Canada has the highest number of general practitioners per capita among comparator countries, yet ranks worst in terms of having a doctor or a regular place for medical care (only 86.2 percent of surveyed Canadians had one in 2023). What is happening?

Several factors are contributing to our current primary-care challenges.

First, it’s no secret that the physician workforce, much like the rest of our population, is aging. There are not enough new medical graduates to replace retiring physicians and meet the needs of our growing number of patients.

Moreover, physicians have been spending fewer hours on direct patients. Administrative tasks, such as paperwork for insurance claims, sick notes, and duplicate form requests from different organizations, consume approximately 18.5 million hours of physician time annually in Canada. That is equivalent to 55.6 million patient visits.

There are also economic and cultural factors that are steering medical trainees towards specialties rather than general family practice.

Without changes, the gap between the supply and demand for family physicians will only widen.

My recent C.D. Howe Institute analysis shows that under a normal retirement scenario—where 57 percent of family physicians aged 75 and over retire—the projected supply of family physicians in 2032 will meet 90 percent of the demand. If all family physicians aged 75 and over were to retire, only 78 percent of the projected demand would be met, resulting in a shortage of 13,845 family physicians.

This means that about 9.6 million Canadians will be without a family physician in the next decade. The consequences of this shortage could be dire, leading to delayed or inadequate care, increased costs, and a strain on other parts of the health-care system.

With only about 1,550 family physicians completing residency in 2022, the current pipeline of graduates is insufficient. What needs to be done?

Increasing numbers is essential, but will not suffice to meet the demands of a growing and aging population. We need a comprehensive strategy to tackle this head-on, and five well-established strategies can help.

First, we need to increase the number of training positions for prospective family doctors and accelerate pathways for international medical graduates to enter family medicine, whether direct-to-practice or through residency positions.

Second, administrative processes need to be streamlined to reduce family physicians’ unnecessary workload, freeing up more time for direct patient care.

Another strategy is to introduce payment models such as capitation or bundled payments that better support family physicians, making family practice more attractive and encouraging more patient enrolment and after-hours care.

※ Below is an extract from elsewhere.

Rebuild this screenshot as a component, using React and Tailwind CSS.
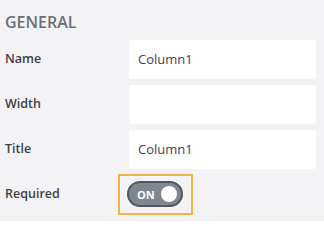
import React from 'react';

const font = { fontFamily: '"Open Sans", "Noto Sans", sans-serif' };

function TextRow({ label, value }) {
    return (
        <div className="flex items-center">
            <div className="w-[124px] text-[12.5px] font-semibold text-[#3d4045]">{label}</div>
            <div className="flex-1 h-[39px] bg-white rounded-[3px] flex items-center px-[9px] text-[13px] text-[#404347]">{value}</div>
        </div>
    );
}

export default function App() {
    return (
        <div className="w-[324px] h-[221px] bg-[#f3f3f5] pl-[5px] pr-[8px] overflow-hidden" style={font}>
            <div className="pt-[10px] h-[40px] text-[16px] font-semibold text-[#6b6f76]">GENERAL</div>
            <div className="flex flex-col gap-[6px]">
                <TextRow label="Name" value="Column1" />
                <TextRow label="Width" value="" />
                <TextRow label="Title" value="Column1" />
                <div className="flex items-center -mt-[1px]">
                    <div className="w-[113px] text-[12.5px] font-semibold text-[#3d4045]">Required</div>
                    <div className="border-2 border-[#f0b24a] pl-[7px] pr-[8px] pt-[5px] pb-[6px]">
                        <div className="w-[56px] h-[26px] rounded-full bg-[#7d8791] border-[2.5px] border-[#4f5863] flex items-center justify-between pl-[8px] pr-[4px]">
                            <span className="text-[11px] font-bold text-white leading-none">ON</span>
                            <span className="w-[16px] h-[16px] rounded-full bg-white"></span>
                        </div>
                    </div>
                </div>
            </div>
        </div>
    );
}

As well, allowing other primary-care providers, such as nurse practitioners and pharmacists, to take on a broader range of responsibilities could assist with sharing the workload and improving patient access.

Finally, developing and expanding team-based models of care that bring together health-care professionals to provide comprehensive and continuous patient care could also benefit Canadians.

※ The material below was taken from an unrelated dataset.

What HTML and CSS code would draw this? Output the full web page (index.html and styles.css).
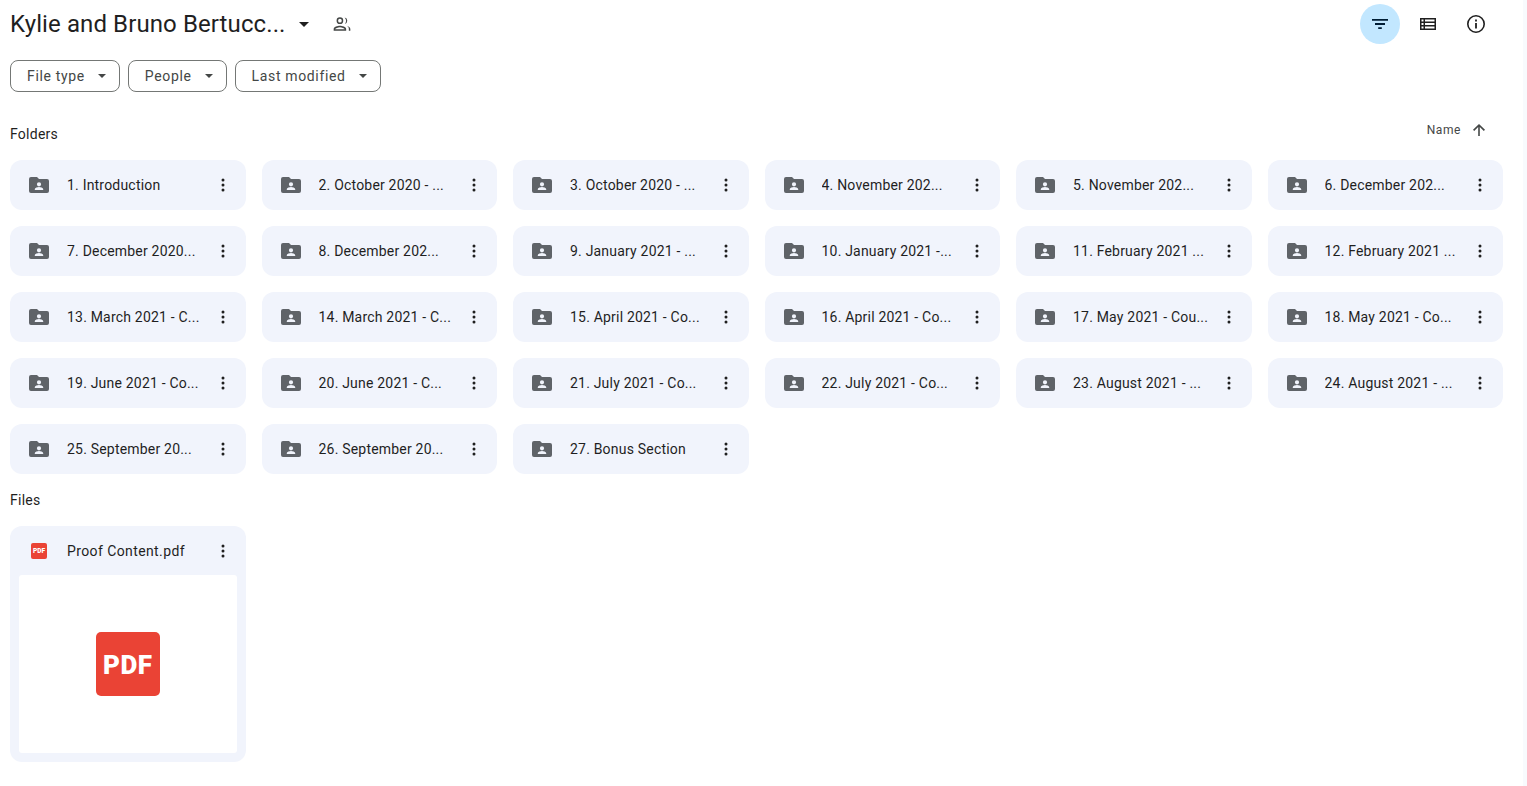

The good news is that some of these steps are starting to be taken by Canadian provinces.

Nova Scotia is the sole province advancing on all fronts; creating a new designated pathway to residency for international medical graduates; committed to reducing physician red tape by 80 percent by 2024; is a leader in paying their family physicians with alternate payment; introduced pharmacist-delivered primary care for 31 minor ailments; and expanded team-based care at new and existing locations. Similarly, British Columbia and Ontario have made notable advancements in several of the five strategies.

Improving primary-care access is a nationwide challenge that requires concerted efforts and innovative solutions. By learning from the policies and experiences of different provinces, Canada can develop and implement effective strategies to ensure every Canadian has access to a family physician and the primary care they need. Canada’s health-care system—and the health of its people—depends on it.